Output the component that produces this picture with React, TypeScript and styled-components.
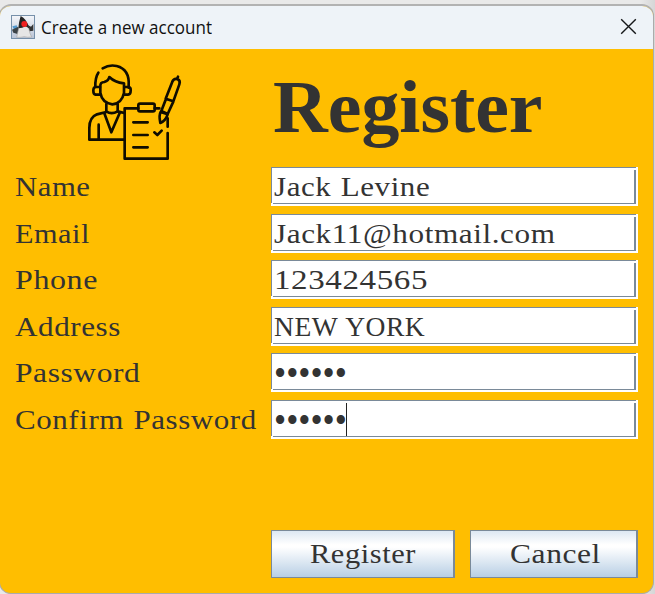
import React, { useLayoutEffect, useRef, useState } from 'react';
import styled, { createGlobalStyle, css } from 'styled-components';

const GlobalStyle = createGlobalStyle`
  * { box-sizing: border-box; }
  html, body { margin: 0; padding: 0; overflow: hidden; }
`;

const Desktop = styled.div`
  width: 655px;
  height: 594px;
  overflow: hidden;
  padding-top: 4px;
  background: linear-gradient(90deg, #e9e9e9 0, #e9e9e9 640px, #d6d6d6 655px);
`;

const Window = styled.main`
  width: 655px;
  height: 590px;
  margin-left: -1px;
  border: 1px solid #ababab;
  border-top: 2px solid #b2b2b2;
  border-radius: 12px;
  overflow: hidden;
  background: #ffbe00;
  display: flex;
  flex-direction: column;
`;

const TitleBar = styled.header`
  height: 43px;
  flex: none;
  display: flex;
  align-items: center;
  padding: 0 16px 2px 11px;
  background: #eef3f8;
`;

const DukeIcon = styled.svg`
  width: 24px;
  height: 24px;
  flex: none;
  margin-right: 6px;
`;

const CloseButton = styled.button`
  margin-left: auto;
  border: 0;
  padding: 0;
  width: 17px;
  height: 17px;
  background: none;
  svg { display: block; }
`;

const Form = styled.form`
  flex: 1;
  display: flex;
  flex-direction: column;
  padding: 0 15px;
`;

const Heading = styled.div`
  height: 118px;
  display: grid;
  grid-template-columns: 256px 1fr;
`;

const Emblem = styled.svg`
  width: 120px;
  height: 110px;
  margin: 6px 0 0 60px;
`;

const Title = styled.h1`
  margin: 15px 0 0 2px;
  font: bold 75px/86px 'Liberation Serif', serif;
  color: #333;
`;

const Fields = styled.div`
  display: grid;
  grid-template-columns: 256px 367px;
  grid-template-rows: 47px 46px 47px 46px 47px 46px;
  font: 27px/39px 'Liberation Serif', serif;
  color: #333;
`;

const Label = styled.label`
  height: 39px;
  padding-top: 1px;
`;

const Input = styled.div`
  height: 39px;
  padding: 1px 0 0 3px;
  display: flex;
  align-items: flex-start;
  background:
    linear-gradient(#7a8a99, #7a8a99) 0 0 / 365px 1px no-repeat,
    linear-gradient(#7a8a99, #7a8a99) 0 0 / 1px 36px no-repeat,
    linear-gradient(#7a8a99, #7a8a99) 2px 36px / 363px 1px no-repeat,
    linear-gradient(#7a8a99, #7a8a99) 363px 3px / 2px 34px no-repeat,
    #fff;
`;

const Caret = styled.span`
  width: 1px;
  height: 33px;
  margin: 2px 0 0 -1px;
  background: #222;
`;

const Actions = styled.div`
  display: grid;
  grid-template-columns: 184px 168px;
  gap: 15px;
  margin: 84px 0 0 256px;
`;

const Button = styled.button<{ $inset: number }>`
  height: 48px;
  padding: 0 0 0 ${(p) => p.$inset}px;
  border: 1px solid #7a8a99;
  border-right-width: 2px;
  background: linear-gradient(#dde8f3 0%, #fff 30%, #fff 35%, #b8cfe5 100%);
  font: 27px/48px 'Liberation Serif', serif;
  color: #333;
  display: flex;
  align-items: center;
  justify-content: flex-start;
`;

const FitBox = styled.span<{ $width: number }>`
  display: block;
  flex: none;
  width: ${(p) => p.$width}px;
  white-space: nowrap;
  text-align: left;
`;

const FitText = styled.span<{ $tracking: number; $caption?: boolean; $mask?: boolean }>`
  display: inline-block;
  transform-origin: 0 50%;
  letter-spacing: ${(p) => p.$tracking}px;
  word-spacing: 1px;
  ${(p) => p.$caption && css`
    font: 17.5px/26px 'Open Sans', 'Noto Sans', sans-serif;
    word-spacing: 0;
    color: #111;
  `}
  ${(p) => p.$mask && css`
    font-size: 38px;
  `}
`;

type FitProps = {
  text: string;
  width: number;
  tracking?: number;
  caption?: boolean;
  mask?: boolean;
};

// Stretches a run of text horizontally to the given width.
function Fit({ text, width, tracking = 0.5, caption, mask }: FitProps) {
  const ref = useRef<HTMLSpanElement>(null);
  const [scale, setScale] = useState(1);
  useLayoutEffect(() => {
    if (ref.current) setScale(width / ref.current.offsetWidth);
  }, [width, text]);
  return (
    <FitBox $width={width}>
      <FitText
        ref={ref}
        $tracking={tracking}
        $caption={caption}
        $mask={mask}
        style={{ transform: `scaleX(${scale})` }}
      >
        {text}
      </FitText>
    </FitBox>
  );
}

type Row = { label: string; labelWidth: number; value: string; valueWidth: number; mask?: boolean; caret?: boolean };

const rows: Row[] = [
  { label: 'Name', labelWidth: 75, value: 'Jack Levine', valueWidth: 156 },
  { label: 'Email', labelWidth: 75, value: 'Jack11@hotmail.com', valueWidth: 282 },
  { label: 'Phone', labelWidth: 83, value: '123424565', valueWidth: 154 },
  { label: 'Address', labelWidth: 106, value: 'NEW YORK', valueWidth: 151 },
  { label: 'Password', labelWidth: 126, value: '••••••', valueWidth: 73, mask: true },
  { label: 'Confirm Password', labelWidth: 242, value: '••••••', valueWidth: 73, mask: true, caret: true },
];

export default function App() {
  return (
    <>
      <GlobalStyle />
      <Desktop>
        <Window>
          <TitleBar>
            <DukeIcon viewBox="0 0 72 72">
              <defs>
                <linearGradient id="tile" x1="0" y1="0" x2="0" y2="1">
                  <stop offset="0" stopColor="#f4f6fa" />
                  <stop offset="1" stopColor="#b9c4d6" />
                </linearGradient>
              </defs>
              <rect x="1.5" y="1.5" width="69" height="69" fill="url(#tile)" stroke="#7690aa" strokeWidth="3" />
              <path d="M4 34L17 31L22 42L10 46Z" fill="#5399ce" />
              <path d="M3 44L20 36L28 45L22 58L7 53Z" fill="#3c4347" />
              <path d="M50 30L60 35L67 27V47L55 49Z" fill="#333" />
              <path d="M24 36L52 34Q56 57 62 66Q49 68 40 65Q28 68 17 67Q20 53 24 36Z" fill="#e6e6e6" stroke="#a9a9a9" strokeWidth="2" />
              <path d="M29 3Q46 10 56 41L44 34Q34 40 22 40Q24 18 29 3Z" fill="#252525" />
              <ellipse cx="40" cy="27" rx="9" ry="9" fill="#ef2020" />
            </DukeIcon>
            <Fit text="Create a new account" width={171} tracking={0} caption />
            <CloseButton type="button" aria-label="Close">
              <svg width="17" height="17" viewBox="0 0 17 17">
                <path d="M1.2 1.2L15.8 15.8M15.8 1.2L1.2 15.8" stroke="#151719" strokeWidth="1.4" fill="none" />
              </svg>
            </CloseButton>
          </TitleBar>
          <Form>
            <Heading>
              <Emblem viewBox="0 0 360 330" fill="none" stroke="#100d00" strokeWidth="8" strokeLinecap="round" strokeLinejoin="round">
                <path d="M83 40Q103 28 125 33Q164 43 161 91V98M70 53Q60 68 61 96" />
                <path d="M76 95Q75 81 88 81Q101 77 103 66Q119 82 147 85V114Q140 146 112 148Q81 143 76 113Z" />
                <path d="M75 96H61Q55 97 55 107Q55 118 62 119H75M148 96H161Q168 97 167 107Q167 118 159 119H148" />
                <path d="M94 147V169Q109 180 128 169V147" />
                <path d="M94 171L66 178Q43 187 43 219V254H148M88 175L109 232L134 174M128 169L148 174M71 209V250" />
                <path d="M190 160H149V311H278V234M278 215V190M239 160H253" />
                <rect x="190" y="146" width="49" height="23" rx="5" />
                <path d="M175 202H218M175 240H218M175 277H218M238 232L247 240L260 227" />
                <path d="M272 131L292 80Q297 69 308 73Q317 77 313 88L295 139L272 131ZM306 72L309 65M272 134L259 168L278 177L295 140M257 171Q251 181 256 204Q272 197 278 178L257 171" />
              </Emblem>
              <Title><Fit text="Register" width={270} tracking={0} /></Title>
            </Heading>
            <Fields>
              {rows.map((row) => (
                <React.Fragment key={row.label}>
                  <Label><Fit text={row.label} width={row.labelWidth} /></Label>
                  <Input>
                    <Fit text={row.value} width={row.valueWidth} mask={row.mask} tracking={row.mask ? 0 : 0.5} />
                    {row.caret && <Caret />}
                  </Input>
                </React.Fragment>
              ))}
            </Fields>
            <Actions>
              <Button type="button" $inset={38}><Fit text="Register" width={106} /></Button>
              <Button type="button" $inset={39}><Fit text="Cancel" width={91} /></Button>
            </Actions>
          </Form>
        </Window>
      </Desktop>
    </>
  );
}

> _Your goal_:
For each line in the data above that contains the string "components", extract the line.

> _Solution for this task_:
Output the component that produces this picture with React, TypeScript and styled-components.
import styled, { createGlobalStyle, css } from 'styled-components';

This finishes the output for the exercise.